Let’s not mince words, the 1998 World Cup was a circus. France hosting meant baguettes, too much wine, and stadiums that smelt like stale cheese – a bloody nightmare for a lad who just wanted a decent pie and pint before the football. But the football? Chaos. Zidane headlining with that shiny dome of his, England bottling it (no surprise), and Ronaldo looking like he’d been smacked in the head with a frying pan before the final. It was proper carnage, and I loved every second of it.
England’s tournament summed up in one word: shite. Beckham got sent off for kicking out at Simeone – the lad couldn’t handle a bit of needle. Argentina laughed, the tabloids crucified him, and us lot were left muttering into our warm lager. I’ll never forget watching that penalty shootout, Shearer smacking it in like he was leathering a door shut, before Batty and Ince fluffed theirs like clowns at a kid’s birthday. Typical.

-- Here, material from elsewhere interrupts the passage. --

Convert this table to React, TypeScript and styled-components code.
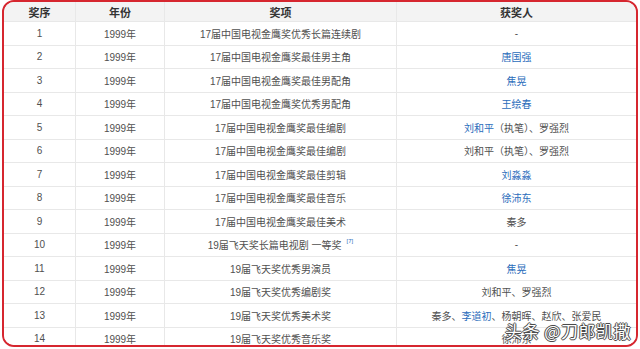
import * as React from "react"
import styled, { createGlobalStyle } from "styled-components"

const GlobalStyle = createGlobalStyle`
  html, body {
    margin: 0;
    padding: 0;
    background: #ffffff;
  }
  body {
    font-family: "Liberation Sans", "Noto Sans CJK SC", sans-serif;
  }
`

const Page = styled.div`
  position: relative;
  width: 640px;
  height: 349px;
  overflow: hidden;
  background: #ffffff;
`

const Frame = styled.div`
  box-sizing: border-box;
  width: 636px;
  height: 347px;
  margin-left: 2px;
  border: 2px solid #d6262f;
  border-radius: 12px;
  overflow: hidden;
`

const Row = styled.div<{ $head?: boolean }>`
  box-sizing: border-box;
  display: grid;
  grid-template-columns: 72px 89px 232px 1fr;
  height: ${(p) => (p.$head ? "20px" : "23.5px")};
  background: ${(p) => (p.$head ? "#f3f3f3" : "#ffffff")};
  border-bottom: 1px solid #e8e8e8;
  font-size: ${(p) => (p.$head ? "11px" : "10px")};
  font-weight: ${(p) => (p.$head ? "bold" : "normal")};
  color: ${(p) => (p.$head ? "#333333" : "#505050")};
`

const Cell = styled.div`
  display: flex;
  align-items: center;
  justify-content: center;
  border-right: 1px solid #e8e8e8;
  white-space: nowrap;

  &:last-child {
    border-right: none;
  }
`

const Link = styled.span`
  color: #2a6cbb;
`

const Ref = styled.sup`
  color: #2a6cbb;
  font-size: 6px;
  margin-left: 5px;
  position: relative;
  top: -2px;
`

const Watermark = styled.div`
  position: absolute;
  left: 505px;
  top: 318px;
  font-family: "Noto Sans CJK SC", sans-serif;
  font-size: 17px;
  color: #ffffff;
  letter-spacing: 0.5px;
  text-shadow: -1px 0 #4a4a4a, 1px 0 #4a4a4a, 0 -1px #4a4a4a, 0 1px #4a4a4a,
    0 0 2px rgba(0, 0, 0, 0.4);
`

type Award = {
  year: string
  name: React.ReactNode
  winner: React.ReactNode
}

const awards: Award[] = [
  { year: "1999年", name: "17届中国电视金鹰奖优秀长篇连续剧", winner: "-" },
  { year: "1999年", name: "17届中国电视金鹰奖最佳男主角", winner: <Link>唐国强</Link> },
  { year: "1999年", name: "17届中国电视金鹰奖最佳男配角", winner: <Link>焦晃</Link> },
  { year: "1999年", name: "17届中国电视金鹰奖优秀男配角", winner: <Link>王绘春</Link> },
  {
    year: "1999年",
    name: "17届中国电视金鹰奖最佳编剧",
    winner: (
      <span>
        <Link>刘和平</Link>（执笔）、罗强烈
      </span>
    ),
  },
  { year: "1999年", name: "17届中国电视金鹰奖最佳编剧", winner: "刘和平（执笔）、罗强烈" },
  { year: "1999年", name: "17届中国电视金鹰奖最佳剪辑", winner: <Link>刘淼淼</Link> },
  { year: "1999年", name: "17届中国电视金鹰奖最佳音乐", winner: <Link>徐沛东</Link> },
  { year: "1999年", name: "17届中国电视金鹰奖最佳美术", winner: "秦多" },
  {
    year: "1999年",
    name: (
      <span>
        19届飞天奖长篇电视剧 一等奖<Ref>[7]</Ref>
      </span>
    ),
    winner: "-",
  },
  { year: "1999年", name: "19届飞天奖优秀男演员", winner: <Link>焦晃</Link> },
  { year: "1999年", name: "19届飞天奖优秀编剧奖", winner: "刘和平、罗强烈" },
  {
    year: "1999年",
    name: "19届飞天奖优秀美术奖",
    winner: (
      <span>
        秦多、<Link>李道初</Link>、杨朝晖、赵欣、张爱民
      </span>
    ),
  },
  { year: "1999年", name: "19届飞天奖优秀音乐奖", winner: "徐沛东" },
]

const App = (): React.ReactElement => {
  return (
    <Page>
      <GlobalStyle />
      <Frame>
        <Row $head>
          <Cell>奖序</Cell>
          <Cell>年份</Cell>
          <Cell>奖项</Cell>
          <Cell>获奖人</Cell>
        </Row>
        {awards.map((a, i) => (
          <Row key={i}>
            <Cell>{i + 1}</Cell>
            <Cell>{a.year}</Cell>
            <Cell>{a.name}</Cell>
            <Cell>{a.winner}</Cell>
          </Row>
        ))}
      </Frame>
      <Watermark>头条 @刀郎凯撒</Watermark>
    </Page>
  )
}

export default App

The French, meanwhile, strutted through Paris like kings. Zidane rose up in the final, nodded two past Brazil, and the whole of France nearly drowned themselves in cheap champagne. As for Brazil, their talisman Ronaldo looked like he’d spent the afternoon chasing butterflies rather than preparing for the game. Rumours of seizures, conspiracies, Nike deals – no one knew what the hell was going on. All we knew was that Cafu and co were a shadow of themselves, and France made them look like mugs.
For us Scousers watching, the scran wasn’t much better. Every bar seemed to be serving plates of cheese and bread. Cheese! Absolute filth. You want proper scran at the footy, not a lump of dairy sweating on a plate. No wonder the atmosphere was half wine-bar, half morgue, until Zidane decided to liven it up.
And yet, despite the shambles, France ’98 had magic. Michael Owen tearing through Argentina with that wonder goal – a proper Scouse lad showing the world how it’s done. Croatia battering Germany with Davor Šuker looking like he’d nicked his shooting boots from the gods. And Laurent Blanc snogging Fabien Barthez’s bald head like it was the last pint on earth. Madness, all of it.
Looking back, France ’98 was peak World Cup drama – heartbreak, chaos, and a reminder that football makes fools of us all. But one thing’s for certain: it still boils my piss thinking England had a chance. We never learn, do we?